> [Written task] For the material that follows, list every line containing the word "components".
----
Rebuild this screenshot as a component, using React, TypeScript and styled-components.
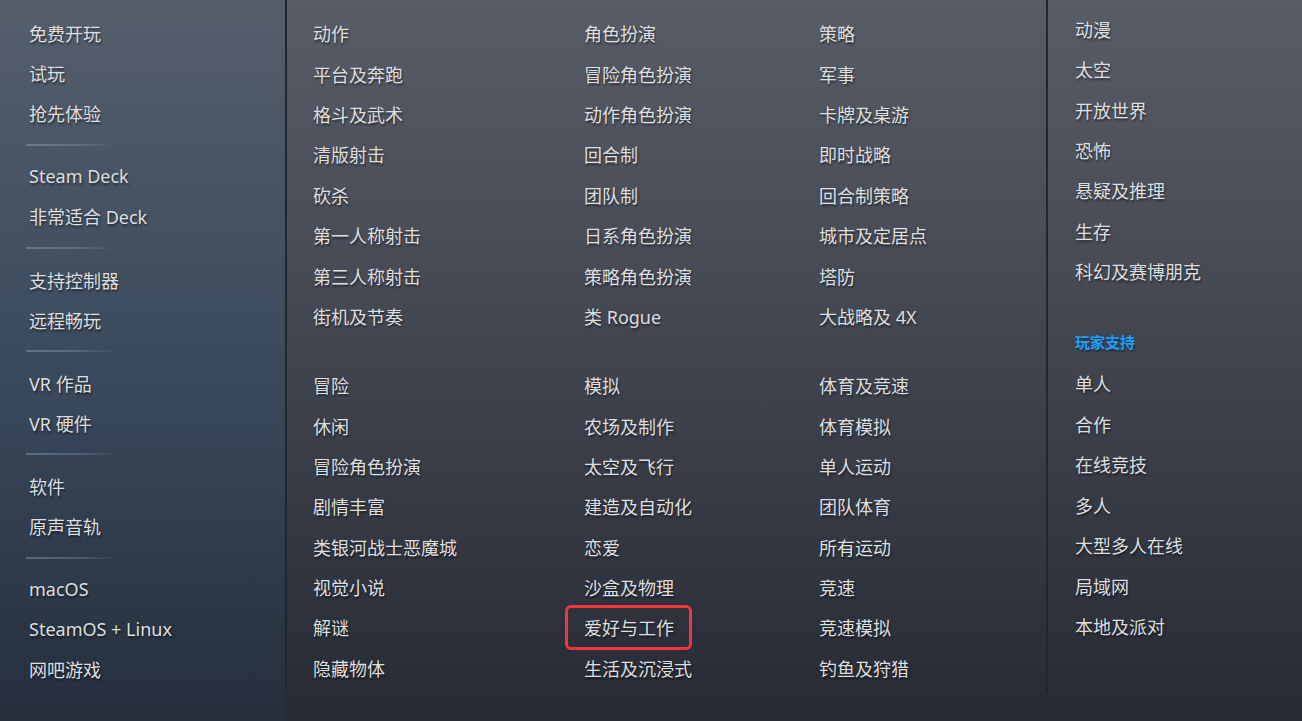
import styled, { createGlobalStyle } from "styled-components";

const GlobalStyle = createGlobalStyle`
  html, body {
    margin: 0;
    padding: 0;
    background: #262a33;
  }
  * {
    box-sizing: border-box;
  }
`;

const Menu = styled.div`
  display: flex;
  width: 1302px;
  height: 721px;
  overflow: hidden;
  font-family: "Noto Sans", "Noto Sans CJK SC", sans-serif;
  background: linear-gradient(180deg, #585c66 0%, #474c57 35%, #353a45 70%, #262a33 100%);
`;

const Sidebar = styled.div`
  width: 285px;
  flex-shrink: 0;
  padding: 13px 0 0 26px;
  background: linear-gradient(
    180deg,
    rgba(70, 110, 150, 0.12) 0%,
    rgba(40, 95, 140, 0.22) 50%,
    rgba(30, 70, 110, 0.14) 100%
  );
`;

const Divider = styled.div`
  height: 23px;
  display: flex;
  align-items: center;

  &::before {
    content: "";
    display: block;
    width: 88px;
    height: 2px;
    background: linear-gradient(90deg, rgba(170, 190, 210, 0.35) 0%, rgba(170, 190, 210, 0.25) 60%, rgba(170, 190, 210, 0) 100%);
  }
`;

const Item = styled.div<{ $indent?: number; $boxed?: boolean; $pitch?: number }>`
  position: relative;
  height: ${(p) => p.$pitch ?? 40.4}px;
  width: fit-content;
  display: flex;
  align-items: center;
  padding-left: ${(p) => p.$indent ?? 0}px;
  font-size: 18px;
  color: #dcdedf;
  text-shadow: 1px 2px 2px rgba(0, 0, 0, 0.45);
  white-space: nowrap;

  ${(p) =>
    p.$boxed &&
    `
    &::after {
      content: "";
      position: absolute;
      top: -2px;
      bottom: -2px;
      left: -19px;
      right: -18px;
      border: 3px solid #f4363c;
      border-radius: 6px;
    }
  `}
`;

const Genres = styled.div`
  display: flex;
  width: 763px;
  height: 692px;
  flex-shrink: 0;
  padding: 13px 0 0 26px;
  border-left: 2px solid #23262d;
  border-right: 2px solid #23262d;
`;

const GenreColumn = styled.div<{ $width: number }>`
  width: ${(p) => p.$width}px;
  flex-shrink: 0;
  display: flex;
  flex-direction: column;
  gap: 28.8px;
`;

const Group = styled.div`
  display: flex;
  flex-direction: column;
`;

const Themes = styled.div`
  flex: 1;
  padding: 9px 0 0 27px;
  display: flex;
  flex-direction: column;
`;

const SectionTitle = styled.div`
  height: 44px;
  margin-top: 28px;
  display: flex;
  align-items: center;
  font-size: 15px;
  font-weight: 700;
  color: #1a9fff;
  text-shadow: 1px 2px 2px rgba(0, 0, 0, 0.35);
`;

const sidebarGroups = [
  ["免费开玩", "试玩", "抢先体验"],
  ["Steam Deck", "非常适合 Deck"],
  ["支持控制器", "远程畅玩"],
  ["VR 作品", "VR 硬件"],
  ["软件", "原声音轨"],
  ["macOS", "SteamOS + Linux", "网吧游戏"],
];

const genreColumns = [
  {
    width: 271,
    groups: [
      ["动作", "平台及奔跑", "格斗及武术", "清版射击", "砍杀", "第一人称射击", "第三人称射击", "街机及节奏"],
      ["冒险", "休闲", "冒险角色扮演", "剧情丰富", "类银河战士恶魔城", "视觉小说", "解谜", "隐藏物体"],
    ],
  },
  {
    width: 235,
    groups: [
      ["角色扮演", "冒险角色扮演", "动作角色扮演", "回合制", "团队制", "日系角色扮演", "策略角色扮演", "类 Rogue"],
      ["模拟", "农场及制作", "太空及飞行", "建造及自动化", "恋爱", "沙盒及物理", "爱好与工作", "生活及沉浸式"],
    ],
  },
  {
    width: 227,
    groups: [
      ["策略", "军事", "卡牌及桌游", "即时战略", "回合制策略", "城市及定居点", "塔防", "大战略及 4X"],
      ["体育及竞速", "体育模拟", "单人运动", "团队体育", "所有运动", "竞速", "竞速模拟", "钓鱼及狩猎"],
    ],
  },
];

const themes = ["动漫", "太空", "开放世界", "恐怖", "悬疑及推理", "生存", "科幻及赛博朋克"];
const playerSupport = ["单人", "合作", "在线竞技", "多人", "大型多人在线", "局域网", "本地及派对"];

export default function App() {
  return (
    <>
      <GlobalStyle />
      <Menu>
        <Sidebar>
          {sidebarGroups.map((group, gi) => (
            <div key={gi}>
              {gi > 0 && <Divider />}
              {group.map((label) => (
                <Item key={label} $indent={3} $pitch={40.1}>
                  {label}
                </Item>
              ))}
            </div>
          ))}
        </Sidebar>

        <Genres>
          {genreColumns.map((col, ci) => (
            <GenreColumn key={ci} $width={col.width}>
              {col.groups.map((group, gi) => (
                <Group key={gi}>
                  {group.map((label) => (
                    <Item key={label} $boxed={label === "爱好与工作"}>
                      {label}
                    </Item>
                  ))}
                </Group>
              ))}
            </GenreColumn>
          ))}
        </Genres>

        <Themes>
          {themes.map((label) => (
            <Item key={label} $pitch={40.3}>
              {label}
            </Item>
          ))}
          <SectionTitle>玩家支持</SectionTitle>
          {playerSupport.map((label) => (
            <Item key={label} $pitch={40.5}>
              {label}
            </Item>
          ))}
        </Themes>
      </Menu>
    </>
  );
}
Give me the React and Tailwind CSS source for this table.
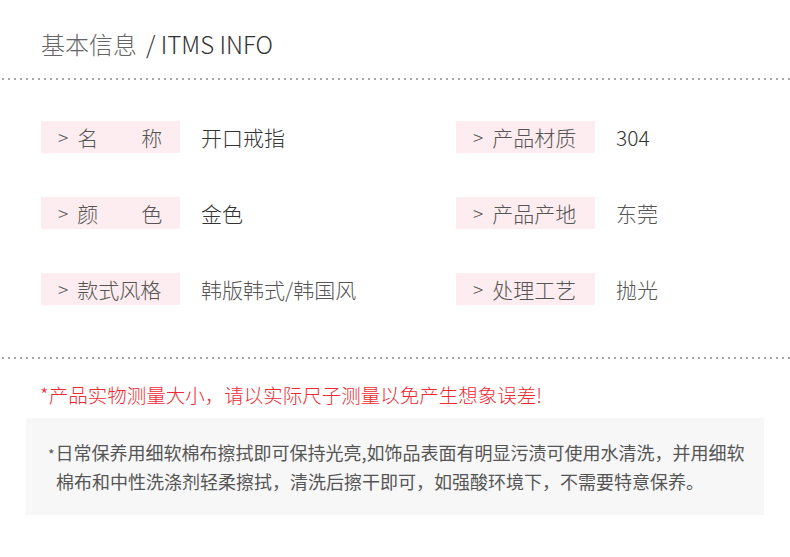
const font = { fontFamily: '"Noto Sans CJK SC", "Noto Sans", sans-serif' };

const rows = [
  [
    { label: ['名', '称'], value: '开口戒指', tone: 'text-[#333]' },
    { label: ['产品材质'], value: '304', tone: 'text-[#333]' },
  ],
  [
    { label: ['颜', '色'], value: '金色', tone: 'text-[#333]' },
    { label: ['产品产地'], value: '东莞', tone: 'text-[#555]' },
  ],
  [
    { label: ['款式风格'], value: '韩版韩式/韩国风', tone: 'text-[#555]' },
    { label: ['处理工艺'], value: '抛光', tone: 'text-[#555]' },
  ],
];

function Dots() {
  return (
    <div className="h-[2px] w-full bg-[linear-gradient(to_right,#a8a8a8_2px,transparent_2px)] bg-[length:6px_2px] bg-[position:2px_0]" />
  );
}

function Item({ item }) {
  return (
    <div className="flex w-[415px] shrink-0 items-center">
      <div className="flex h-[32px] w-[139px] shrink-0 items-center bg-[#fdedf0] pl-[17px] text-[21px] font-light leading-[32px] text-[#555]">
        <span className="mr-[9px] text-[19px]">&gt;</span>
        {item.label.length === 2 ? (
          <span className="flex w-[85px] justify-between">
            <span>{item.label[0]}</span>
            <span>{item.label[1]}</span>
          </span>
        ) : (
          <span>{item.label[0]}</span>
        )}
      </div>
      <div className={`ml-[21px] whitespace-nowrap text-[21px] font-light leading-[32px] ${item.tone}`}>{item.value}</div>
    </div>
  );
}

export default function App() {
  return (
    <div className="h-[557px] w-[790px] overflow-hidden bg-white" style={font}>
      {/* Header */}
      <div className="h-[78px] pl-[41px] pt-[27px] text-[24px] font-light leading-[34px]">
        <span className="text-[#666]">基本信息</span>
        <span className="ml-[9px] text-[#333]">/ ITMS INFO</span>
      </div>
      <Dots />

      {/* Info grid */}
      <div className="mt-[41px] flex flex-col gap-[44px] pl-[41px]">
        {rows.map((row, i) => (
          <div key={i} className="flex">
            {row.map((item, j) => (
              <Item key={j} item={item} />
            ))}
          </div>
        ))}
      </div>

      <div className="mt-[52px]">
        <Dots />
      </div>

      {/* Notice */}
      <div className="mt-[22px] pl-[40px] text-[19.5px] font-light leading-[28px] text-[#ef2a33]">
        *产品实物测量大小，请以实际尺子测量以免产生想象误差!
      </div>

      <div className="ml-[26px] mt-[9px] h-[97px] w-[738px] whitespace-nowrap bg-[#f7f7f7] pt-[21px] text-[18px] leading-[27px] text-[#555]">
        <div className="pl-[22px]">
          <span className="mr-[1px] text-[14px]">*</span>日常保养用细软棉布擦拭即可保持光亮,如饰品表面有明显污渍可使用水清洗，并用细软
        </div>
        <div className="pl-[30px]">
          棉布和中性洗涤剂轻柔擦拭，清洗后擦干即可，如强酸环境下，不需要特意保养。
        </div>
      </div>
    </div>
  );
}
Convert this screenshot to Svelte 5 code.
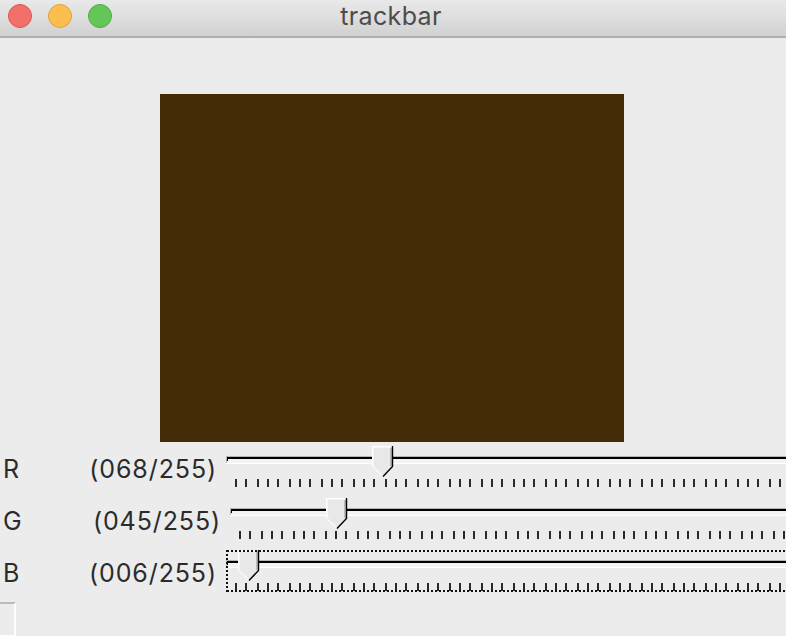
----
> [Result of this task]
Rebuild this screenshot as a component, using React, TypeScript and styled-components.
import styled, { createGlobalStyle } from "styled-components";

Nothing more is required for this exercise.